I just found this slide show of a black bear trying to sleep on a hammock on the WCCO website.
Also, I have report from Marcie that she has an update to her mourning cloaks. Awesome photos!
Thursday night, Non Birding Bill and I headed out to Chit Chaturday. An event hosted by fm107 where you can meet the on air personalities and get free food. The event was held near the bird store I used to work at and is called the Bayside Grille, right on Lake Minnetonka. While there, I got a big hug from Ian of a Balanced Breakfast.

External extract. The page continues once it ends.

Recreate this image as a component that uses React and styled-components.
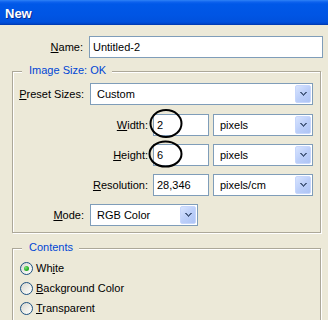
import React from "react";
import styled, { createGlobalStyle } from "styled-components";

const GlobalStyle = createGlobalStyle`
  html, body { margin: 0; padding: 0; background: #ece9d8; }
  body { font-family: "Liberation Sans", Arial, sans-serif; font-size: 11px; color: #000; }
`;

const Dialog = styled.div`
  position: relative;
  width: 328px;
  height: 320px;
  overflow: hidden;
  background: #ece9d8;
`;

const TitleBar = styled.div`
  height: 25px;
  box-sizing: border-box;
  padding: 2px 0 0 5px;
  display: flex;
  align-items: center;
  background: linear-gradient(
    to bottom,
    #2f82f6 0,
    #0e62ee 2px,
    #0058e8 4px,
    #0055e4 60%,
    #0051dd 88%,
    #0044c6 96%,
    #0035a6 100%
  );
  color: #fff;
  font: bold 13px "Liberation Sans", Arial, sans-serif;
  text-shadow: 1px 1px 0 #0b2a8c;
`;

const Body = styled.div`
  padding: 11px 0 0 12px;
`;

const Row = styled.div`
  display: flex;
  align-items: center;
  height: 22px;
  margin-bottom: ${(p) => p.$mb ?? 0}px;
`;

const Label = styled.label`
  flex: none;
  width: ${(p) => p.$w}px;
  margin-right: ${(p) => p.$gap ?? 6}px;
  text-align: right;
  white-space: nowrap;
`;

const U = styled.span`
  text-decoration: underline;
`;

const TextInput = styled.input`
  flex: none;
  box-sizing: border-box;
  width: ${(p) => p.$w}px;
  height: 22px;
  margin: 0 ${(p) => p.$mr ?? 0}px 0 0;
  border: 1px solid #7f9db9;
  background: #fff;
  padding: 0 0 0 3px;
  font: 11px "Liberation Sans", Arial, sans-serif;
  color: #000;
  outline: none;
`;

const Combo = styled.div`
  flex: none;
  box-sizing: border-box;
  width: ${(p) => p.$w}px;
  height: 22px;
  border: 1px solid #7f9db9;
  background: #fff;
  padding: 1px;
  display: flex;
  align-items: stretch;
`;

const ComboText = styled.span`
  flex: 1;
  display: flex;
  align-items: center;
  padding-left: 5px;
  white-space: nowrap;
`;

const ComboButton = styled.span`
  flex: none;
  width: 16px;
  box-sizing: border-box;
  border: 1px solid #c6d6fc;
  border-radius: 2px;
  background: linear-gradient(135deg, #d8e4fe 0%, #bccff9 50%, #aec4f5 100%);
  display: flex;
  align-items: center;
  justify-content: center;
`;

const Arrow = () => (
  <svg width="7" height="4" viewBox="0 0 7 4" shapeRendering="crispEdges">
    <g fill="#4d6185">
      <rect x="0" y="0" width="2" height="1" />
      <rect x="5" y="0" width="2" height="1" />
      <rect x="1" y="1" width="2" height="1" />
      <rect x="4" y="1" width="2" height="1" />
      <rect x="2" y="2" width="3" height="1" />
      <rect x="3" y="3" width="1" height="1" />
    </g>
  </svg>
);

const Select = ({ w, children }) => (
  <Combo $w={w}>
    <ComboText>{children}</ComboText>
    <ComboButton>
      <Arrow />
    </ComboButton>
  </Combo>
);

const Group = styled.div`
  position: relative;
  box-sizing: border-box;
  width: 309px;
  height: ${(p) => p.$h}px;
  margin-top: ${(p) => p.$mt}px;
  padding: ${(p) => p.$pad};
  border: 1px solid #aca899;
  box-shadow: 1px 1px 0 #fff, inset 1px 1px 0 #fff;
`;

const Legend = styled.span`
  position: absolute;
  left: 9px;
  top: -8px;
  padding: 0 6px 0 7px;
  line-height: 13px;
  background: #ece9d8;
  color: #0046d5;
  white-space: nowrap;
`;

const RadioRow = styled.label`
  display: flex;
  align-items: center;
  height: 20px;
`;

const RadioCircle = styled.span`
  flex: none;
  width: 13px;
  height: 13px;
  box-sizing: border-box;
  margin-right: 3px;
  border: 1px solid #1c5180;
  border-radius: 50%;
  background: linear-gradient(135deg, #d6d6cf 0%, #f1f1ec 60%, #ffffff 100%);
  display: flex;
  align-items: center;
  justify-content: center;
`;

const Dot = styled.span`
  width: 5px;
  height: 5px;
  border-radius: 50%;
  background: radial-gradient(circle at 35% 35%, #7ce27a 0%, #29b127 55%, #179d14 100%);
`;

const Radio = ({ checked, children }) => (
  <RadioRow>
    <RadioCircle>{checked && <Dot />}</RadioCircle>
    <span>{children}</span>
  </RadioRow>
);

const Annotations = styled.svg`
  position: absolute;
  left: 0;
  top: 0;
  pointer-events: none;
`;

export default function App() {
  return (
    <>
      <GlobalStyle />
      <Dialog>
        <TitleBar>New</TitleBar>
        <Body>
          <Row>
            <Label $w={71}>
              <U>N</U>ame:
            </Label>
            <TextInput $w={234} readOnly value="Untitled-2" />
          </Row>

          <Group $mt={13} $h={162} $pad="11px 0 6px 0">
            <Legend>Image Size: OK</Legend>
            <Row $mb={9}>
              <Label $w={71}>
                <U>P</U>reset Sizes:
              </Label>
              <Select w={223}>Custom</Select>
            </Row>
            <Row $mb={8}>
              <Label $w={135} $gap={5}>
                <U>W</U>idth:
              </Label>
              <TextInput $w={56} $mr={4} readOnly value="2" />
              <Select w={100}>pixels</Select>
            </Row>
            <Row $mb={8}>
              <Label $w={135} $gap={5}>
                <U>H</U>eight:
              </Label>
              <TextInput $w={56} $mr={4} readOnly value="6" />
              <Select w={100}>pixels</Select>
            </Row>
            <Row $mb={8}>
              <Label $w={135} $gap={5}>
                <U>R</U>esolution:
              </Label>
              <TextInput $w={56} $mr={4} readOnly value="28,346" />
              <Select w={100}>pixels/cm</Select>
            </Row>
            <Row>
              <Label $w={71}>
                <U>M</U>ode:
              </Label>
              <Select w={108}>RGB Color</Select>
            </Row>
          </Group>

          <Group $mt={15} $h={110} $pad="9px 0 0 7px">
            <Legend>Contents</Legend>
            <Radio checked>
              Wh<U>i</U>te
            </Radio>
            <Radio>
              <U>B</U>ackground Color
            </Radio>
            <Radio>
              <U>T</U>ransparent
            </Radio>
          </Group>
        </Body>

        <Annotations width="328" height="320" viewBox="0 0 328 320">
          <ellipse cx="166" cy="123.5" rx="15.5" ry="13.5" fill="none" stroke="#000" strokeWidth="2" />
          <ellipse cx="165.5" cy="154" rx="16" ry="12.5" fill="none" stroke="#000" strokeWidth="2" />
        </Annotations>
      </Dialog>
    </>
  );
}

I also found a robin lurking suspiciously under some bushes--does it have a nest, I wondered. On closer inspection, I found a nest, but not a robin's nest. Just outside the nest were two chicks just ready to fledge and all the people around were feakin' them out. The smallest one flew the coop right away:
Can you tell what it is? I shooed it back to the bush with the nest, but did not put him in the nest. It landed safely on a higher branch. Once a chick flies out and discovers how mobile it can be, it won't stay in the nest any longer. Sometimes they leave a day or two early, but the parents will help guide it. If you can't guess the chick, it's a toughie--this species is known to be a "chipper" little fellow. Get it? CHIPper? It's a chipping sparrow.
Here's the second chick...looks like it got knocked around with the ugly stick a few times. Notice how the shape of this bird is different from the chick above? Look at the way the eyes are bulging. Is this a young chipping sparrow? No! It is a brown-headed cowbird.
For those who don't know, cowbirds are nest parasites, the adults lay their eggs in the nest of host birds and often the host birds loses some, if not all of their brood to caring for a chick twice their size. Cowbirds are a native North American species and are protected under the Migratory Bird Act. However, because cowbirds now follow sedentary humans and not roaming buffalo, their parasitism is speeding the decline of warblers, thrushes and sparrows.
I know how many people feel about cowbirds and I know many people will dispatch a young cowbird. I'll admit, I have removed cowbird eggs from nests, but I just can't dispatch a chick that far along in the growth process...especially at a large outdoor party with many people who don't know birds well but know me as the "bird lady" or "Birdchick". How would that look if someone came up to me while I was dispatching a baby bird?
Cowbirds are a huge debate and I don't know what's to be done or how it's to be solved.